Spanish is one of the most widely spoken languages in the world, which makes it an invaluable asset for anyone to know. And, when it comes to learning a second language, the earlier you start studying it, the better. The best, of course, is to take on Spanish as a kid. So, why not give your children a great opportunity and start teaching them Spanish?
To teach your kids Spanish, it’s best to start by making new words part of their daily routine. But, what vocabulary should you choose? What’s the best approach to teach them?
In this article, you’ll find the answers to these questions – and effectively pick the best Spanish words for kids. Read on, and help your child learn a new language while having fun.
What's the Best Age for Kids to Start Learning Spanish?
There's no "best age" for kids to start learning Spanish words; it can vary depending on the child and the family's goals. Studies prove that children as young as six months old can distinguish between different languages, and by three years old, they can begin to learn Spanish or other languages, as decided by the family.
Research suggests that children have an innate ability to learn languages, and the earlier they start, the more quickly they'll pick up certain features of their second language. One good example is pronunciation. It is much easier to acquire and start sounding like native speakers when learning as children instead of adults.
Of course, by learning, we don't mean "studying." Children, particularly those below the age of 5, learn by playing. So, if you want to teach them Spanish words, you'll need to use games, music, storybooks, and other suitable resources.
Other Factors to Consider
That being said, starting as early as possible isn't the only factor to consider. For some families, it may only be practical to start teaching Spanish words to their kids once they are in elementary school or even older. Additionally, many children need to have a strong foundation in their native language before beginning to learn Spanish.
Another thing to consider is your child's level of interest and motivation. If they are excited about learning Spanish words, they will likely be more successful than a child who is being forced to learn the language.
Ultimately, the best age for kids to learn Spanish words depends on your family's goals, your kid's motivation, and the resources you have available. Sometimes, the earlier you start with Spanish words for kids will not be the better.
Basic Spanish Vocabulary Words for Kids: A Short Guide
If you have decided it's time for your children to start with Spanish vocabulary lessons, here are some basic words you can start with.

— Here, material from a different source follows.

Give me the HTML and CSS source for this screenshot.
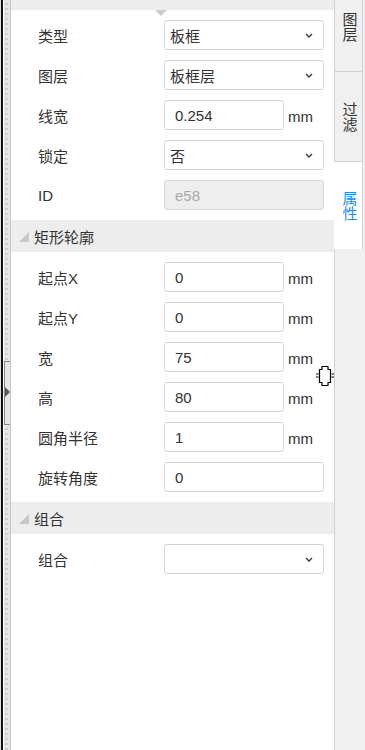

We’ve made sure that these are useful, relatable, and can easily be incorporated into daily conversation.
Your kids are already familiar with toys, so now they only need to learn their names in Spanish. Teaching these words to your children should not be very challenging, as you’ll have real-life objects to practice while you play!
Food & Drinks
Spanish words for food and drinks will also be easy to learn. Your children eat and drink these items every day, so they'll be able to use them as often as you want.
You can accompany these basic words about food and drinks with other useful phrases in Spanish, such as "por favor," "gracias," or "¿te gusta?"
Here are some suggestions:
Point out different parts of the house while visiting different rooms and indicate their names in Spanish. For older kids, using the words in complete Spanish sentences is a great way to teach not only meaning, but also use and collocations.
Is there anything kids love more than animals? We don't think so. That's why they are the perfect words for kids to start learning Spanish. When studying these new vocabulary items, your kids will have so much fun.
The best part is that you can use short stories and classic children's storybooks (like Bambi), as they always feature animals. These are great resources for your kids to start speaking Spanish from an early age.
How to Teach Basic Spanish Words for Kids
Do you want to start teaching Spanish words to your children, but still need to figure out how? Here are some proven strategies and techniques, so you can begin with engaging, informal Spanish lessons at home.
We're sure you'll both enjoy them!
Keep it Fun
Human beings, particularly children, learn better when they are having fun. So, instead of trying to teach Spanish by repetition, you should incorporate these new items and words into games your kids are already familiar with, such as “I spy” or “red light/green light.”
Reading short stories, watching TV shows in Spanish, or using entertaining language apps is another great idea for them to start getting familiar with new words and expressions.
Teach Phrases & Expressions
Learning new vocabulary words in isolation is challenging for every learner, regardless of age. So, you should always aim for your kids to learn simple Spanish words in context.
Take advantage of daily situations to teach valuable expressions like "por favor," "gracias," or "te quiero," which will increase your children's fluency and understanding of the language
Set goals that are easy to attain and will not become a burden. For example, it's much more realistic to play for 10 minutes each day with your child and use Spanish vocabulary than expect them to study for an hour, particularly if they are young.
Another example could be to focus on animals for a week, toys for another week, and so on. Learning one new Spanish word each day for one month can also be fun to tackle.
Your child may feel more motivated to learn Spanish if you're studying with them, too. Look for resources you can use together, like YouTube channels or TV shows, and enjoy learning a new language while bonding.
If your child is older, you can also try to find them a Spanish study group or even a Spanish language class where they can interact with others and make new friends.
The Bottom Line
All in all, teaching new vocabulary to children can be a challenging but rewarding experience. Make sure to pick words used in an everyday context to easily practice by doing something enjoyable.
Even something as common as a window or a door can become part of an entertaining, educational experience that both you and your child will enjoy. Good luck!